Dataset rows
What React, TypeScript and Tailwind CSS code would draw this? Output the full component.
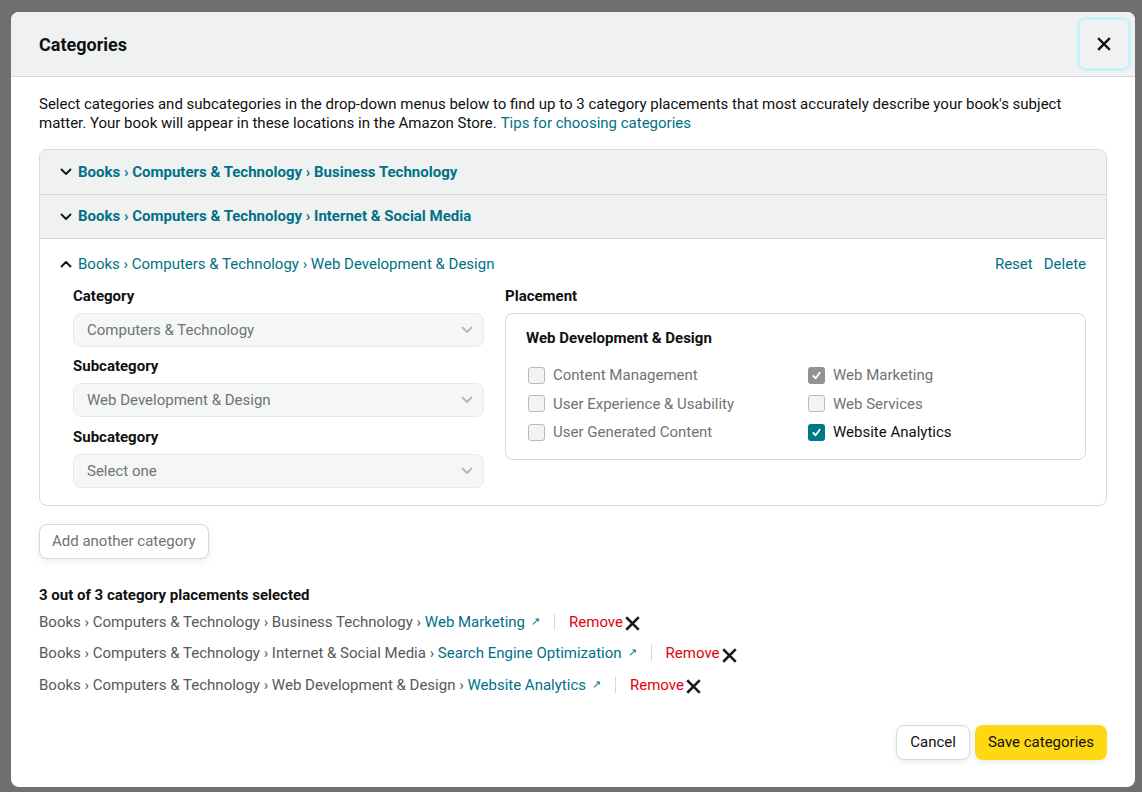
import React from "react";

const font = { fontFamily: "Roboto, 'Noto Sans', sans-serif" };

const Chevron = ({ up = false, className = "" }: { up?: boolean; className?: string }) => (
  <svg viewBox="0 0 12 8" className={className} fill="none" stroke="currentColor" strokeWidth="1.8" strokeLinecap="round" strokeLinejoin="round">
    {up ? <path d="M1.5 6.5 6 2l4.5 4.5" /> : <path d="M1.5 1.5 6 6l4.5-4.5" />}
  </svg>
);

const Check = () => (
  <svg viewBox="0 0 12 12" className="w-[11px] h-[11px]" fill="none" stroke="white" strokeWidth="2" strokeLinecap="round" strokeLinejoin="round">
    <path d="M2.5 6.5 5 9l4.5-6" />
  </svg>
);

const Cross = ({ className = "" }: { className?: string }) => (
  <svg viewBox="0 0 14 14" className={className} fill="none" stroke="currentColor" strokeWidth="2.4" strokeLinecap="square">
    <path d="M2 2l10 10M12 2 2 12" />
  </svg>
);

const Select = ({ value }: { value: string }) => (
  <div className="h-[34px] rounded-lg border border-[#e7eaea] bg-[#f5f7f7] flex items-center justify-between pl-[13px] pr-[10px] text-[15px] text-[#6f7373]">
    <span>{value}</span>
    <Chevron className="w-[12px] h-[8px] text-[#b4b8b8]" />
  </div>
);

type BoxState = "off" | "grey" | "on";

const CheckItem = ({ label, state }: { label: string; state: BoxState }) => (
  <div className="flex items-center gap-[8px] h-[28.5px]">
    {state === "off" && <span className="w-[17px] h-[17px] rounded-[3px] border border-[#b7bbbb] bg-[#f2f4f4]" />}
    {state === "grey" && (
      <span className="w-[17px] h-[17px] rounded-[3px] bg-[#8f9393] flex items-center justify-center">
        <Check />
      </span>
    )}
    {state === "on" && (
      <span className="w-[17px] h-[17px] rounded-[3px] bg-[#00768a] flex items-center justify-center">
        <Check />
      </span>
    )}
    <span className={`text-[15px] ${state === "on" ? "text-[#0f1111]" : "text-[#6f7373]"}`}>{label}</span>
  </div>
);

const Placement = ({ path, leaf }: { path: string; leaf: string }) => (
  <div className="flex items-center h-[31.5px] text-[15px]">
    <span className="text-[#565959] whitespace-pre">{path} › </span>
    <span className="text-[#007185]">{leaf}</span>
    <span className="text-[#007185] text-[11px] ml-[6px]">↗</span>
    <span className="w-px h-[16px] bg-[#d5d9d9] mx-[14px]" />
    <span className="text-[#e3000f]">Remove</span>
    <Cross className="w-[15px] h-[15px] text-[#1a1a1a] ml-[2px] mt-[4px]" />
  </div>
);

const Label = ({ children, className = "" }: { children: React.ReactNode; className?: string }) => (
  <div className={`text-[15px] font-bold text-[#0f1111] h-[22px] leading-[22px] ${className}`}>{children}</div>
);

export default function App() {
  return (
    <div className="w-[1142px] h-[792px] bg-[#6d706f] pt-[12px] pl-[11px] overflow-hidden" style={font}>
      <div className="w-[1124px] h-[775px] bg-white rounded-lg overflow-hidden">
        <div className="h-[65px] bg-[#f0f2f2] border-b border-[#d5d9d9] flex items-center justify-between pl-[28px] pr-[4px]">
          <h1 className="text-[18px] font-bold text-[#0f1111]">Categories</h1>
          <button className="w-[54px] h-[54px] rounded-lg border-[3px] border-[#c7f0f8] flex items-center justify-center">
            <Cross className="w-[14px] h-[14px] text-[#0f1111]" />
          </button>
        </div>

        <div className="px-[28px] pt-[18px]">
          <div className="text-[15px] leading-[19px] text-[#0f1111]">
            <div>Select categories and subcategories in the drop-down menus below to find up to 3 category placements that most accurately describe your book's subject</div>
            <div className="flex gap-[4px]">
              <span>matter. Your book will appear in these locations in the Amazon Store.</span>
              <span className="text-[#007185]">Tips for choosing categories</span>
            </div>
          </div>

          <div className="mt-[16px] border border-[#d5d9d9] rounded-lg overflow-hidden">
            <div className="h-[45px] bg-[#f0f2f2] border-b border-[#d5d9d9] flex items-center pl-[20px] gap-[6px]">
              <Chevron className="w-[12px] h-[8px] text-[#0f1111]" />
              <span className="text-[15px] font-bold text-[#007185]">Books › Computers &amp; Technology › Business Technology</span>
            </div>
            <div className="h-[44px] bg-[#f0f2f2] border-b border-[#d5d9d9] flex items-center pl-[20px] gap-[6px]">
              <Chevron className="w-[12px] h-[8px] text-[#0f1111]" />
              <span className="text-[15px] font-bold text-[#007185]">Books › Computers &amp; Technology › Internet &amp; Social Media</span>
            </div>
            <div className="pt-[14px] pb-[17px] pl-[20px] pr-[20px]">
              <div className="flex items-center justify-between h-[22px]">
                <div className="flex items-center gap-[6px]">
                  <Chevron up className="w-[12px] h-[8px] text-[#0f1111]" />
                  <span className="text-[15px] text-[#007185]">Books › Computers &amp; Technology › Web Development &amp; Design</span>
                </div>
                <div className="flex gap-[11px] text-[15px] text-[#007185]">
                  <span>Reset</span>
                  <span>Delete</span>
                </div>
              </div>
              <div className="flex gap-[21px] pl-[13px] mt-[10px]">
                <div className="w-[411px]">
                  <Label>Category</Label>
                  <div className="mt-[6px]"><Select value="Computers & Technology" /></div>
                  <Label className="mt-[8px]">Subcategory</Label>
                  <div className="mt-[6px]"><Select value="Web Development & Design" /></div>
                  <Label className="mt-[9px]">Subcategory</Label>
                  <div className="mt-[6px]"><Select value="Select one" /></div>
                </div>
                <div className="flex-1">
                  <Label>Placement</Label>
                  <div className="mt-[6px] border border-[#d5d9d9] rounded-lg pl-[20px] pt-[13px] pb-[12px]">
                    <Label>Web Development &amp; Design</Label>
                    <div className="grid grid-cols-[280px_1fr] mt-[12px] pl-[2px]">
                      <CheckItem label="Content Management" state="off" />
                      <CheckItem label="Web Marketing" state="grey" />
                      <CheckItem label="User Experience & Usability" state="off" />
                      <CheckItem label="Web Services" state="off" />
                      <CheckItem label="User Generated Content" state="off" />
                      <CheckItem label="Website Analytics" state="on" />
                    </div>
                  </div>
                </div>
              </div>
            </div>
          </div>

          <button className="mt-[18px] h-[35px] px-[12px] rounded-lg border border-[#d5d9d9] shadow-[0_2px_5px_rgba(213,217,217,0.5)] text-[15px] text-[#6f7373] bg-white">
            Add another category
          </button>

          <Label className="mt-[25px] h-[20px] leading-[20px]">3 out of 3 category placements selected</Label>
          <div>
            <Placement path="Books › Computers & Technology › Business Technology" leaf="Web Marketing" />
            <Placement path="Books › Computers & Technology › Internet & Social Media" leaf="Search Engine Optimization" />
            <Placement path="Books › Computers & Technology › Web Development & Design" leaf="Website Analytics" />
          </div>

          <div className="flex justify-end gap-[5px] mt-[24px]">
            <button className="h-[35px] px-[13px] rounded-lg border border-[#d5d9d9] bg-white shadow-[0_2px_5px_rgba(213,217,217,0.5)] text-[15px] text-[#0f1111]">Cancel</button>
            <button className="h-[35px] px-[13px] rounded-lg bg-[#ffd814] shadow-[0_2px_5px_rgba(213,217,217,0.5)] text-[15px] text-[#0f1111]">Save categories</button>
          </div>
        </div>
      </div>
    </div>
  );
}
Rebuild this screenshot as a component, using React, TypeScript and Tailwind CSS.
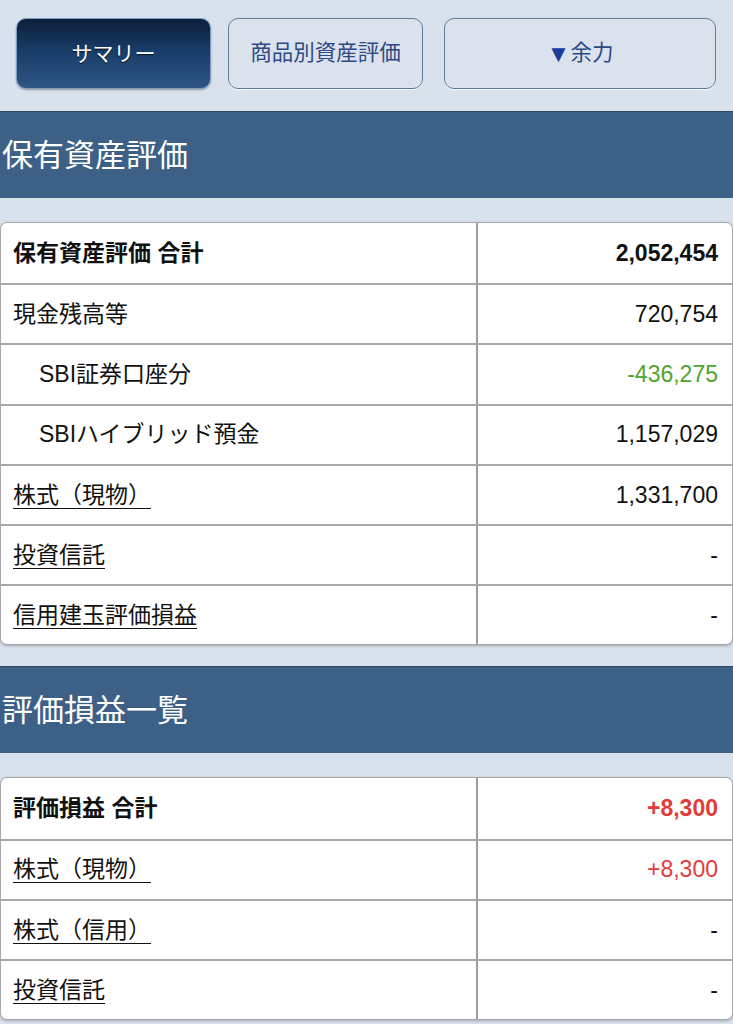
import React from "react";

type Row = {
  label: string;
  value: string;
  bold?: boolean;
  indent?: boolean;
  link?: boolean;
  tone?: "plus" | "minus";
};

const holdings: Row[] = [
  { label: "保有資産評価 合計", value: "2,052,454", bold: true },
  { label: "現金残高等", value: "720,754" },
  { label: "SBI証券口座分", value: "-436,275", indent: true, tone: "minus" },
  { label: "SBIハイブリッド預金", value: "1,157,029", indent: true },
  { label: "株式（現物）", value: "1,331,700", link: true },
  { label: "投資信託", value: "-", link: true },
  { label: "信用建玉評価損益", value: "-", link: true },
];

const profits: Row[] = [
  { label: "評価損益 合計", value: "+8,300", bold: true, tone: "plus" },
  { label: "株式（現物）", value: "+8,300", link: true, tone: "plus" },
  { label: "株式（信用）", value: "-", link: true },
  { label: "投資信託", value: "-", link: true },
];

function SectionHeader({ title }: { title: string }) {
  return (
    <div className="flex h-[87px] items-center border-t border-[#2a4869] bg-[#3d6186] pl-[2px] text-[31px] leading-none text-white">
      {title}
    </div>
  );
}

function Table({ rows }: { rows: Row[] }) {
  return (
    <div className="overflow-hidden rounded-[7px] border border-[#a8a8a8] bg-white shadow-[0_1px_3px_rgba(0,0,0,0.25)]">
      {rows.map((row, i) => {
        const valueColor =
          row.tone === "plus" ? "text-[#e23b3b]" : row.tone === "minus" ? "text-[#4fa52f]" : "text-[#111]";
        return (
          <div key={i} className={`flex h-[60.2px] ${i > 0 ? "border-t-2 border-[#a8a8a8]" : ""}`}>
            <div
              className={`flex w-[477px] shrink-0 items-center border-r-2 border-[#9c9c9c] ${row.indent ? "pl-[38px]" : "pl-[12px]"} ${row.bold ? "font-bold" : ""}`}
            >
              <span className={row.link ? "underline decoration-1 underline-offset-[5px]" : ""}>{row.label}</span>
            </div>
            <div className={`flex flex-1 items-center justify-end pr-[14px] ${valueColor} ${row.bold ? "font-bold" : ""}`}>
              {row.value}
            </div>
          </div>
        );
      })}
    </div>
  );
}

export default function App() {
  return (
    <div className="min-h-screen bg-[#d9e1ec] pb-10 font-['Liberation_Sans','Noto_Sans_CJK_JP',sans-serif] text-[23px] text-[#111]">
      <div className="flex pt-[18px] pl-4">
        <button
          type="button"
          className="flex h-[71px] w-[195px] items-center justify-center rounded-[10px] border border-[#7e9dc0] bg-gradient-to-b from-[#0b1f3a] via-[#1a3f6c] to-[#2f5684] text-[21px] text-white shadow-[0_1px_2px_rgba(0,0,0,0.35)] [text-shadow:0_1px_1px_rgba(0,0,0,0.8)]"
        >
          サマリー
        </button>
        <button
          type="button"
          className="ml-[17px] flex h-[71px] w-[195px] items-center justify-center rounded-[10px] border-[1.5px] border-[#5b7b9d] bg-[#dbe2ed] text-[21.5px] text-[#2c4a84] shadow-[0_1px_1px_rgba(255,255,255,0.8)]"
        >
          商品別資産評価
        </button>
        <button
          type="button"
          className="ml-[21px] flex h-[71px] w-[272px] items-center justify-center rounded-[10px] border-[1.5px] border-[#5b7b9d] bg-[#dbe2ed] text-[21.5px] text-[#2c4a84] shadow-[0_1px_1px_rgba(255,255,255,0.8)]"
        >
          <span className="text-[24px] text-[#1c3c9c]">▼</span>余力
        </button>
      </div>

      <div className="mt-[22px]">
        <SectionHeader title="保有資産評価" />
      </div>
      <div className="mt-6">
        <Table rows={holdings} />
      </div>

      <div className="mt-[21px]">
        <SectionHeader title="評価損益一覧" />
      </div>
      <div className="mt-6">
        <Table rows={profits} />
      </div>
    </div>
  );
}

• **Exercise objective**:
List the lines of the entries that include "Tailwind".

• **Solution for this task**:
What React, TypeScript and Tailwind CSS code would draw this? Output the full component.
Rebuild this screenshot as a component, using React, TypeScript and Tailwind CSS.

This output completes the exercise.